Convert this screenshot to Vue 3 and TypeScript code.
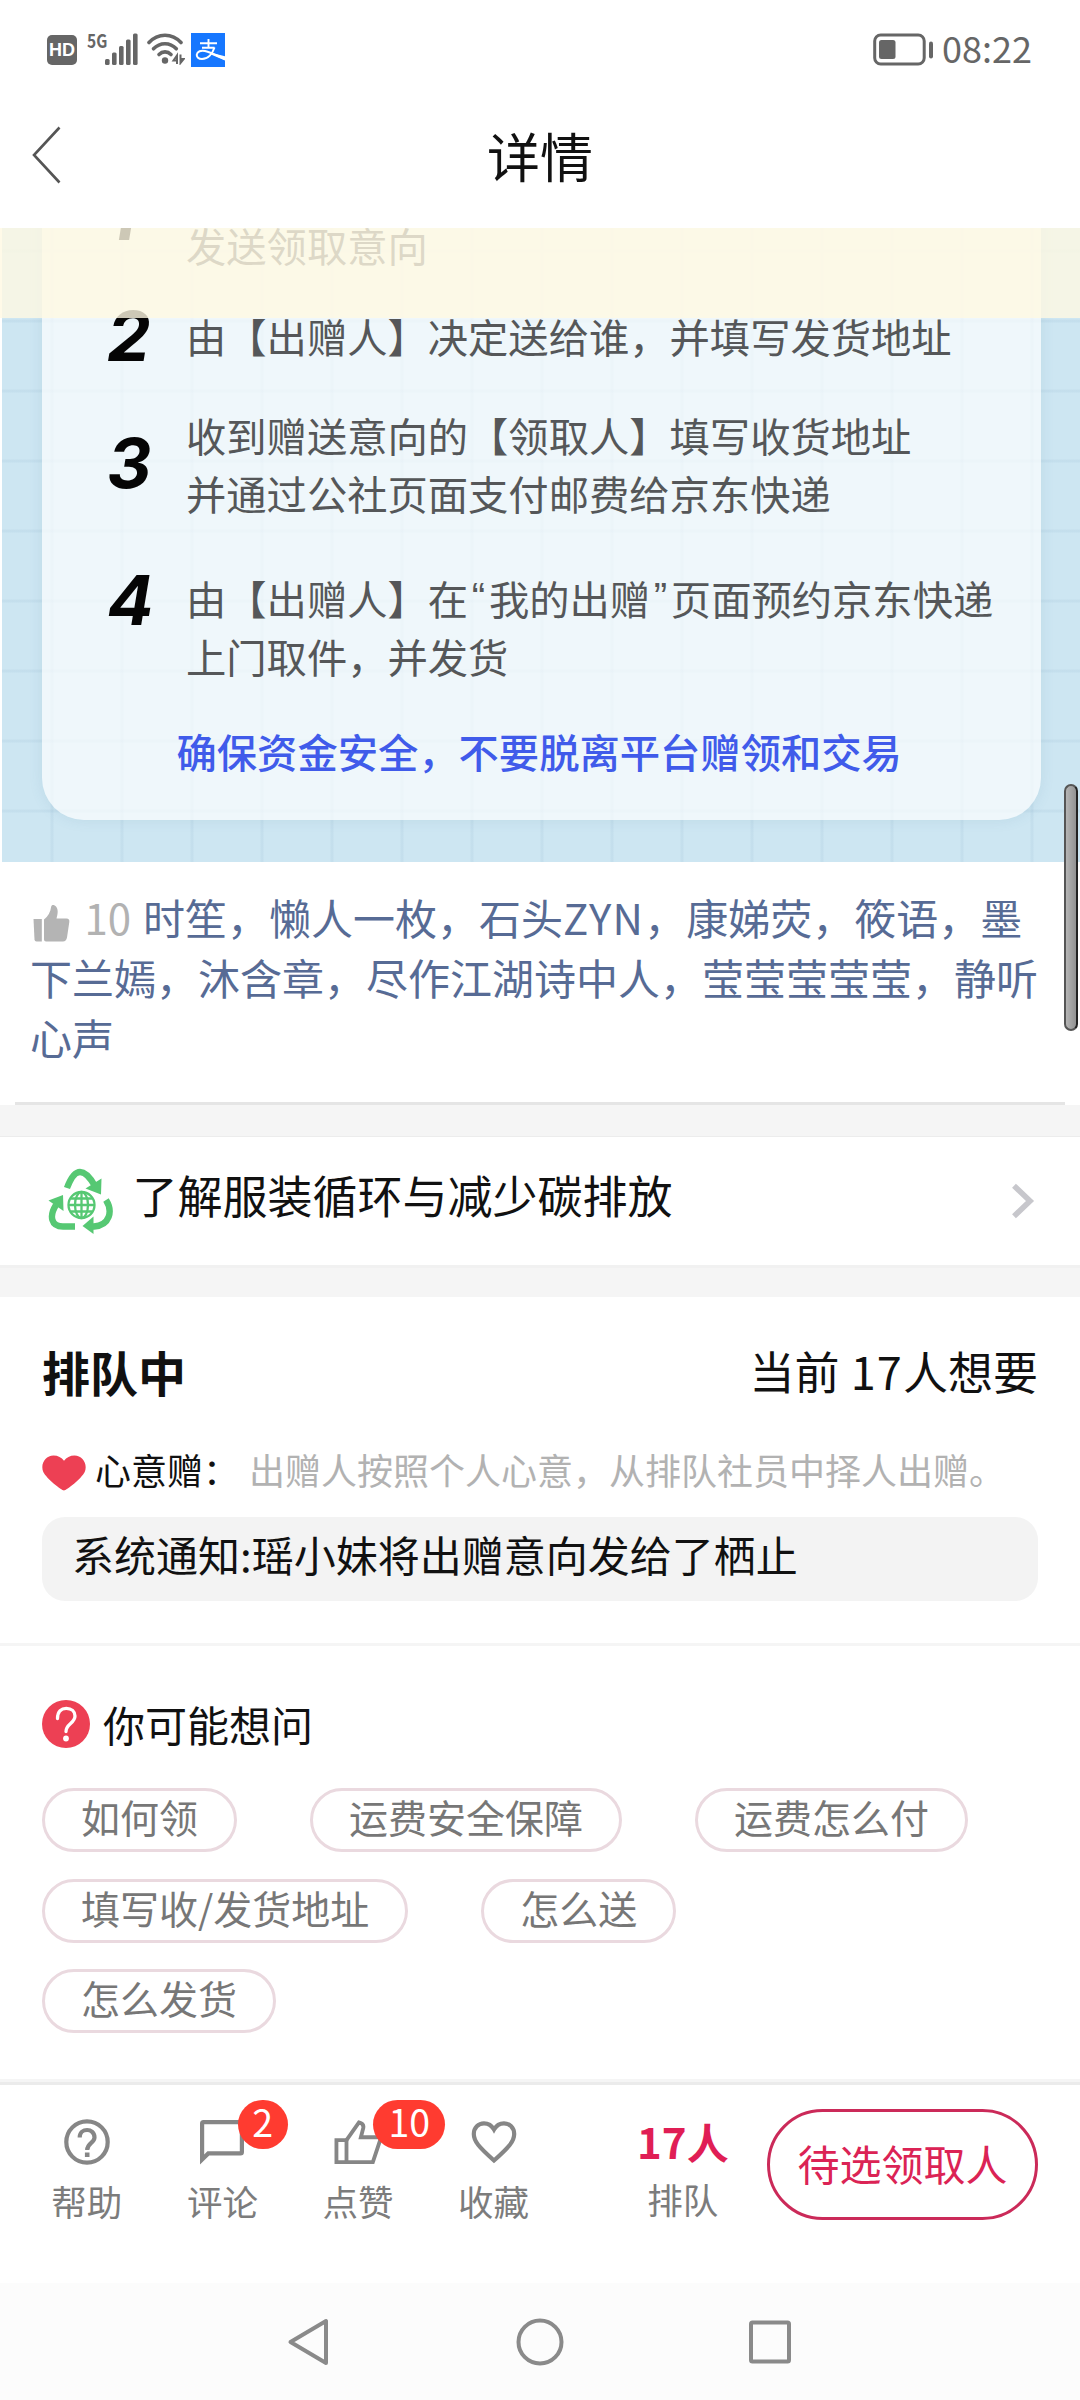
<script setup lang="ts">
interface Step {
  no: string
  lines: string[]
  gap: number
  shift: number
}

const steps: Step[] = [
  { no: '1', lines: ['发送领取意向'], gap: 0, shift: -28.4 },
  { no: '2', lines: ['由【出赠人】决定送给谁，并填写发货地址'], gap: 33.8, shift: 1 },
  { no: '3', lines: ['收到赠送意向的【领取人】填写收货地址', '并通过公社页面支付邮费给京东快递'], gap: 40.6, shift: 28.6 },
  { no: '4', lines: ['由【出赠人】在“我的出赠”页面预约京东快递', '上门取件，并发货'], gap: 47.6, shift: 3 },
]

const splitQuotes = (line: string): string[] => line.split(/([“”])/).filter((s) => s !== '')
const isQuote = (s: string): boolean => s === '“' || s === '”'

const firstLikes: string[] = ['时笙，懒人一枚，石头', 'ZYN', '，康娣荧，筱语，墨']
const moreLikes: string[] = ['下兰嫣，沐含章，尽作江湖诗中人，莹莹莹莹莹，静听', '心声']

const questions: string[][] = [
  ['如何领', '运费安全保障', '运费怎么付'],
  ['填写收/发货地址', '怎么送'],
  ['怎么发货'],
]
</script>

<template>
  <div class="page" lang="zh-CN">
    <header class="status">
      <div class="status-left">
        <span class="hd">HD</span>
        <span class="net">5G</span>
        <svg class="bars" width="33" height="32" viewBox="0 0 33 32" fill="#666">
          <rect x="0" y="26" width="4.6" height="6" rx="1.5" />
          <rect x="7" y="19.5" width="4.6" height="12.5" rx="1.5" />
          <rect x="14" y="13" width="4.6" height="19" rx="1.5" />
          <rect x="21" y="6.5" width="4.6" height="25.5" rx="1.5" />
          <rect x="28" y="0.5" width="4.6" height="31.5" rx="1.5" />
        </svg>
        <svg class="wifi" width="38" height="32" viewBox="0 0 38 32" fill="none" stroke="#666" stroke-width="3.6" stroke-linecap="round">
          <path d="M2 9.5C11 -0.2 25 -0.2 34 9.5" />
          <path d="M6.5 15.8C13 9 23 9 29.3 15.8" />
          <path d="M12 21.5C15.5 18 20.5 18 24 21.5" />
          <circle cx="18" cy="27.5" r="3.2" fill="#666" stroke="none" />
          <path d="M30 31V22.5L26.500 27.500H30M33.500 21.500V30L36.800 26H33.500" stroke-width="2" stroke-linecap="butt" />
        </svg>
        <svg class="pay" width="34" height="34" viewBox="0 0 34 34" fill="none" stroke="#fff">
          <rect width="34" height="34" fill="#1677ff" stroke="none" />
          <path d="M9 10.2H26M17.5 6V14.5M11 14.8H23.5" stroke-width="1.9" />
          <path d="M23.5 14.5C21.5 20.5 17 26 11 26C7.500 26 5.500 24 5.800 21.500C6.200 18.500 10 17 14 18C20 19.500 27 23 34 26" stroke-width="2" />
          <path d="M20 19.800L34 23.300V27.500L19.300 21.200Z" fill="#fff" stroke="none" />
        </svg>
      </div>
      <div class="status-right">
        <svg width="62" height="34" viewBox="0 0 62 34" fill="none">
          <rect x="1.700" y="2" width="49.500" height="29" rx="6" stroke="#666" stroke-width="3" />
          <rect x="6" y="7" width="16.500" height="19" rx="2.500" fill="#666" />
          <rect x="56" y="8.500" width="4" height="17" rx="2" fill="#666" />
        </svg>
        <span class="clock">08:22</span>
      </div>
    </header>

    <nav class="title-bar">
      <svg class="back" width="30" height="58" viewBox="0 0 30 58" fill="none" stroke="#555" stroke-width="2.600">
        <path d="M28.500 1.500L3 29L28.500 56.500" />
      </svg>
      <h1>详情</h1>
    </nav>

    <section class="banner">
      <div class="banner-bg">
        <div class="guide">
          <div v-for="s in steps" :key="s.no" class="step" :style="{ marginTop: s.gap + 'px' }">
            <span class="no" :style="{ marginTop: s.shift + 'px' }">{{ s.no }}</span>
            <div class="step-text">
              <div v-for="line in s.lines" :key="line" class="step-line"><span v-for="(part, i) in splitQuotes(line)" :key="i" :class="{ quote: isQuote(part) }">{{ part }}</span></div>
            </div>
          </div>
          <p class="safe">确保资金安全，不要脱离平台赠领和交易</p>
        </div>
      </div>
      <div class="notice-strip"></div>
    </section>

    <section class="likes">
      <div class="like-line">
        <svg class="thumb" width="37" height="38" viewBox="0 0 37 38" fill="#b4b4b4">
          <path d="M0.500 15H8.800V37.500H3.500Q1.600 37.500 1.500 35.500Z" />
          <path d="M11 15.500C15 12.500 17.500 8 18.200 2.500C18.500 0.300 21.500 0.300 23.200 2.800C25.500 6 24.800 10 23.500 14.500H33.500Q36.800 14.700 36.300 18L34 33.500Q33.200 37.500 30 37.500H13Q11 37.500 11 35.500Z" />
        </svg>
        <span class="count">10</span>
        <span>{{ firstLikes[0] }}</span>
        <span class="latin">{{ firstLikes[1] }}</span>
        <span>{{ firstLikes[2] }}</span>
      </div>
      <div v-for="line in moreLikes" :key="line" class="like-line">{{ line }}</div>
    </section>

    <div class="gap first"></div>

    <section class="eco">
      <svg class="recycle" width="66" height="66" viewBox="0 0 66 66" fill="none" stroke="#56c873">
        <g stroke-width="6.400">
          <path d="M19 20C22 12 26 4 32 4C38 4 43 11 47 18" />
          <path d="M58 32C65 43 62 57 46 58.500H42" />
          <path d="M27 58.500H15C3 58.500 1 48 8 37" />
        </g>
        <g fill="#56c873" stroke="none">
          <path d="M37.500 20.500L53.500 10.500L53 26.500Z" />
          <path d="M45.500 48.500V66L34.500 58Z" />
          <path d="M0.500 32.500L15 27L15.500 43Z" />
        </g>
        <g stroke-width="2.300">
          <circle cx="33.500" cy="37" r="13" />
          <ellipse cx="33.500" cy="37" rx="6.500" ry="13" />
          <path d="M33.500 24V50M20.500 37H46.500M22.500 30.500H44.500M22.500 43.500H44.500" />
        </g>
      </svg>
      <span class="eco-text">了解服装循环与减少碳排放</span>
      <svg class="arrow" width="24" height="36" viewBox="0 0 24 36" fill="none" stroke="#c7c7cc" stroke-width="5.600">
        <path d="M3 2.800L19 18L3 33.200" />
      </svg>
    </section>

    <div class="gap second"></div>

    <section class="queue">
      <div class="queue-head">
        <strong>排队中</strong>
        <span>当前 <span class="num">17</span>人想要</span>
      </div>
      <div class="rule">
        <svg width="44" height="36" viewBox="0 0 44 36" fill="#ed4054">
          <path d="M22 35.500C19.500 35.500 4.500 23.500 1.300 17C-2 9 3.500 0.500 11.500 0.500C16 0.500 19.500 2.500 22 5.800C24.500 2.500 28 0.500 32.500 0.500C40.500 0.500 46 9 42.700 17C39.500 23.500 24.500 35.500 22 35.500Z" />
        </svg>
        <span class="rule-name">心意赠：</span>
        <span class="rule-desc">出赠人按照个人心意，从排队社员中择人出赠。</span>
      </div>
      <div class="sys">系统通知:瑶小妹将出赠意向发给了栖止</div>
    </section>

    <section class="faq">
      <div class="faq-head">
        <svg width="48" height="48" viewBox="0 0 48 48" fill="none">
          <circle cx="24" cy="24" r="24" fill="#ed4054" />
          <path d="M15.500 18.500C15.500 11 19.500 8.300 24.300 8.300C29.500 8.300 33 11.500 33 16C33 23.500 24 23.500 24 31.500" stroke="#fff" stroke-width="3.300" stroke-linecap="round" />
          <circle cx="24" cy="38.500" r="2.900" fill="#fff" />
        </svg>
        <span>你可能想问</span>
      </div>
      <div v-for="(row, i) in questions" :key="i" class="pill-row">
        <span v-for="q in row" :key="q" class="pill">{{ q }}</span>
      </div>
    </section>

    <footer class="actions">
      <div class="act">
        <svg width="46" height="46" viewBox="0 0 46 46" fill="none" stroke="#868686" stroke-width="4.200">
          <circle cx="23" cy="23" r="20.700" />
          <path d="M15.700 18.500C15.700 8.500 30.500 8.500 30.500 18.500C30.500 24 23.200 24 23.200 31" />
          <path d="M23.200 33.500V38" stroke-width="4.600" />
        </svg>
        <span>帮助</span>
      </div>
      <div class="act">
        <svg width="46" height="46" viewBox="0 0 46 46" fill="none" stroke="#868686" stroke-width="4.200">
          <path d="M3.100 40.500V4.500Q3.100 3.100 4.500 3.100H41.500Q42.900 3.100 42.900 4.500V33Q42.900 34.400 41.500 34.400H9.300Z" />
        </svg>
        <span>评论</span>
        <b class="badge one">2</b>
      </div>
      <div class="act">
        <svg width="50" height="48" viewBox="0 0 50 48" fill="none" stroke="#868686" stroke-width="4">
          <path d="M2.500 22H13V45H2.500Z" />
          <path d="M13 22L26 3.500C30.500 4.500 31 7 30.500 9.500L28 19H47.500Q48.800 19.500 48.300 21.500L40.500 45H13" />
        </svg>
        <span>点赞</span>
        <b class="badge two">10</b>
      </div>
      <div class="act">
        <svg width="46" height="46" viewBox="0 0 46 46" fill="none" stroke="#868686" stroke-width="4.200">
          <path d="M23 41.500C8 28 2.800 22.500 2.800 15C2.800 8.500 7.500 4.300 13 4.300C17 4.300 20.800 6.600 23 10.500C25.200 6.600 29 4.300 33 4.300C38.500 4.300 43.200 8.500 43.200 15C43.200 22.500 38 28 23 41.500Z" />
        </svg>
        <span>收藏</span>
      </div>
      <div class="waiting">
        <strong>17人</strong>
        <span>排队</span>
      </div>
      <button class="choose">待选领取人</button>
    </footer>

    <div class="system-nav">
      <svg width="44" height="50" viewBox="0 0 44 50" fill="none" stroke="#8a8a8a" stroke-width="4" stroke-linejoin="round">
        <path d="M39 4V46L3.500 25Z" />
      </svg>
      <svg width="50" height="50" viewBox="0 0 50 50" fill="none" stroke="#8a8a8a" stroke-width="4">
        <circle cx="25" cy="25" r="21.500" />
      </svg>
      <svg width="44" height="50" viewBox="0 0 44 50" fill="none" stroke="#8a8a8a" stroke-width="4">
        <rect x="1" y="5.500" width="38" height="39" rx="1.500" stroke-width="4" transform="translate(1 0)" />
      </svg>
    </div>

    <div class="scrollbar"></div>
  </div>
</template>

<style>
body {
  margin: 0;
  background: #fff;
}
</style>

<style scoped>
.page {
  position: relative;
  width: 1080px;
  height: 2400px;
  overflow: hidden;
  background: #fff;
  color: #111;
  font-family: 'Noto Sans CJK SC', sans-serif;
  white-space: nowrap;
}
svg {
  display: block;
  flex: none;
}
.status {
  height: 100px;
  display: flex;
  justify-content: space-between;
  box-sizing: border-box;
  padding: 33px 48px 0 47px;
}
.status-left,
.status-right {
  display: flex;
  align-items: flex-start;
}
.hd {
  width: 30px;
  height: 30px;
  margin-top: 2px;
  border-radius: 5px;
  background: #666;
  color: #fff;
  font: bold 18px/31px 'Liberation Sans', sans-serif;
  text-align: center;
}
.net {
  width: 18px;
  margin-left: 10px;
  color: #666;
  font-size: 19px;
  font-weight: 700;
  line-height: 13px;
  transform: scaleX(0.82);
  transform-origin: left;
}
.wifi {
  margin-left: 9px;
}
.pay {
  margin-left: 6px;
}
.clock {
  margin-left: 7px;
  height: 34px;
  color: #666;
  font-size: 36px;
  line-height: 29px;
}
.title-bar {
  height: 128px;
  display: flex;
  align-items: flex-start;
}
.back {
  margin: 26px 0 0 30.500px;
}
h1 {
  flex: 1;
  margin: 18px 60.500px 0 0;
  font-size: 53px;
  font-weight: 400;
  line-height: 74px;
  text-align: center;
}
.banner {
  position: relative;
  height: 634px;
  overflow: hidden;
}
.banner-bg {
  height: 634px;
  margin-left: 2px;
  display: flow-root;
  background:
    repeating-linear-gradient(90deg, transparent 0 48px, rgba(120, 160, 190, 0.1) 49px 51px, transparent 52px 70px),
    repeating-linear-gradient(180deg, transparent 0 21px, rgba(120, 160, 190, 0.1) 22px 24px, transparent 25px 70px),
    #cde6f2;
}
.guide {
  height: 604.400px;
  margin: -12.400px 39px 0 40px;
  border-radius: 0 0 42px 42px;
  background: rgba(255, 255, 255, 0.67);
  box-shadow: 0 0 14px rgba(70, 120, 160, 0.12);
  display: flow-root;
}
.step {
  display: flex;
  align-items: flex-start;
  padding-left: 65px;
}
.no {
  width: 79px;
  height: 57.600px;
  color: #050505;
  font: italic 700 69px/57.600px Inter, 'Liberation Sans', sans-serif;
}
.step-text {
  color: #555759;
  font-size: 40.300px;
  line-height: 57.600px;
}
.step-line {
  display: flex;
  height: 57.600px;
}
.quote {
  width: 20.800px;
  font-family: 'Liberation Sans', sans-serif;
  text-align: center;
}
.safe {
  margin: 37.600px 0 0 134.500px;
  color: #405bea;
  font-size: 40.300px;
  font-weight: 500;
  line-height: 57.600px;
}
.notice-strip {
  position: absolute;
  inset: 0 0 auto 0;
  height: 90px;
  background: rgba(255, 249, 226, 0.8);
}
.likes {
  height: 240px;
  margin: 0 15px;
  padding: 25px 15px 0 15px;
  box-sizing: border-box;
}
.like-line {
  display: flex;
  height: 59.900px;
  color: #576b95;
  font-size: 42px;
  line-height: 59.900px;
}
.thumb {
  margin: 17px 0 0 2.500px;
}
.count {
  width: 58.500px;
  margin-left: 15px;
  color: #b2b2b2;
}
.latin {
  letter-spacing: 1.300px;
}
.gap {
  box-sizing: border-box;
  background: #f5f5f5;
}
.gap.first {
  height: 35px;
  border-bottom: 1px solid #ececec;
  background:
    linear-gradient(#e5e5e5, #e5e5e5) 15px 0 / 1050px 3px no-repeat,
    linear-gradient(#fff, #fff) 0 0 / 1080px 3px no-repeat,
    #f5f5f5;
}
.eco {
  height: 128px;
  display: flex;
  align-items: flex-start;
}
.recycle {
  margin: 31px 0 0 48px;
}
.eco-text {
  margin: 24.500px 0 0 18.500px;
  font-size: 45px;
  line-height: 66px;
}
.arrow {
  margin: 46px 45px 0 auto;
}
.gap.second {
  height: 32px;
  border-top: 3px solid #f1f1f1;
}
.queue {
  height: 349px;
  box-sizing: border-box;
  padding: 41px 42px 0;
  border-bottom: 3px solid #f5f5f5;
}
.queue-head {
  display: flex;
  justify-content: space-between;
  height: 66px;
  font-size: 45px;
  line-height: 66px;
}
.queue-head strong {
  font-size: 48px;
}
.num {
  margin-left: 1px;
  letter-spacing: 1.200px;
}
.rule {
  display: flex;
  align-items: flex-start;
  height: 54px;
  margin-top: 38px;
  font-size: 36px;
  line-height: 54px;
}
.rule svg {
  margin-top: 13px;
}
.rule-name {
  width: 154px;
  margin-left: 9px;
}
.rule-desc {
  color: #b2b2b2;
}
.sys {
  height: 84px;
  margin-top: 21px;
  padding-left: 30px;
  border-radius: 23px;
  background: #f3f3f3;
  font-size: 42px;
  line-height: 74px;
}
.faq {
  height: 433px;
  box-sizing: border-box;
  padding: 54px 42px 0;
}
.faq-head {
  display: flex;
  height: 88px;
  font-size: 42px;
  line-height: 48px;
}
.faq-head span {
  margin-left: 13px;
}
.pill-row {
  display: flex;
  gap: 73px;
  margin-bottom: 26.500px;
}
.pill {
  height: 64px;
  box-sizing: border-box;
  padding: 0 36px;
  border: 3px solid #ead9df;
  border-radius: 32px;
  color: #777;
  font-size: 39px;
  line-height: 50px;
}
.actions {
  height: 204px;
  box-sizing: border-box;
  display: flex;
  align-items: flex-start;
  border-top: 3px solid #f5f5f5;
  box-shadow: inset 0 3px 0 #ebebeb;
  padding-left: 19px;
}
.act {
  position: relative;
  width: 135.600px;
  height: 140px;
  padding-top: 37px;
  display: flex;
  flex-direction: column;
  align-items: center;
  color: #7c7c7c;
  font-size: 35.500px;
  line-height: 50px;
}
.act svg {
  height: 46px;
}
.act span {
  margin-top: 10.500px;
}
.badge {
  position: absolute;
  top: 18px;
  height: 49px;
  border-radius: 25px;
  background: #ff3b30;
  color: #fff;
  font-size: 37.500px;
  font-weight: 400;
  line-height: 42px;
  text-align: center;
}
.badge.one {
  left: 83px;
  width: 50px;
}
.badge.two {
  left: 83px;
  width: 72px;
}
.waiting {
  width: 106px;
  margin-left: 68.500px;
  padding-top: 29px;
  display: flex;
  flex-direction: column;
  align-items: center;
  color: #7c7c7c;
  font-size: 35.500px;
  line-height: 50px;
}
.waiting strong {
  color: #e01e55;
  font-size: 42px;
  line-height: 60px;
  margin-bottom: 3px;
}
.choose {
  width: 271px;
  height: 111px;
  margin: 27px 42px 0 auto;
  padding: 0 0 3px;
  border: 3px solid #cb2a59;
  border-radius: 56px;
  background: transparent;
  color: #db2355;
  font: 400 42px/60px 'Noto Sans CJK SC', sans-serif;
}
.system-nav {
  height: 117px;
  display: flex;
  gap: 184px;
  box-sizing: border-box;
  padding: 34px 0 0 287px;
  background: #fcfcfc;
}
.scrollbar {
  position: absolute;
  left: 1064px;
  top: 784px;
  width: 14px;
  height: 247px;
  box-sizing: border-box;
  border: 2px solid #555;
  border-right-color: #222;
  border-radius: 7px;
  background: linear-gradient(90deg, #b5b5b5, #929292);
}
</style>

....

▸ **Written exercise**: Repeat only the lines between the start of the data and the line with "const moreLikes: string[]", including those two lines, and skip the pictures.

▸ **Exercise solution**:
Convert this screenshot to Vue 3 and TypeScript code.
<script setup lang="ts">
interface Step {
  no: string
  lines: string[]
  gap: number
  shift: number
}

const steps: Step[] = [
  { no: '1', lines: ['发送领取意向'], gap: 0, shift: -28.4 },
  { no: '2', lines: ['由【出赠人】决定送给谁，并填写发货地址'], gap: 33.8, shift: 1 },
  { no: '3', lines: ['收到赠送意向的【领取人】填写收货地址', '并通过公社页面支付邮费给京东快递'], gap: 40.6, shift: 28.6 },
  { no: '4', lines: ['由【出赠人】在“我的出赠”页面预约京东快递', '上门取件，并发货'], gap: 47.6, shift: 3 },
]

const splitQuotes = (line: string): string[] => line.split(/([“”])/).filter((s) => s !== '')
const isQuote = (s: string): boolean => s === '“' || s === '”'

const firstLikes: string[] = ['时笙，懒人一枚，石头', 'ZYN', '，康娣荧，筱语，墨']
const moreLikes: string[] = ['下兰嫣，沐含章，尽作江湖诗中人，莹莹莹莹莹，静听', '心声']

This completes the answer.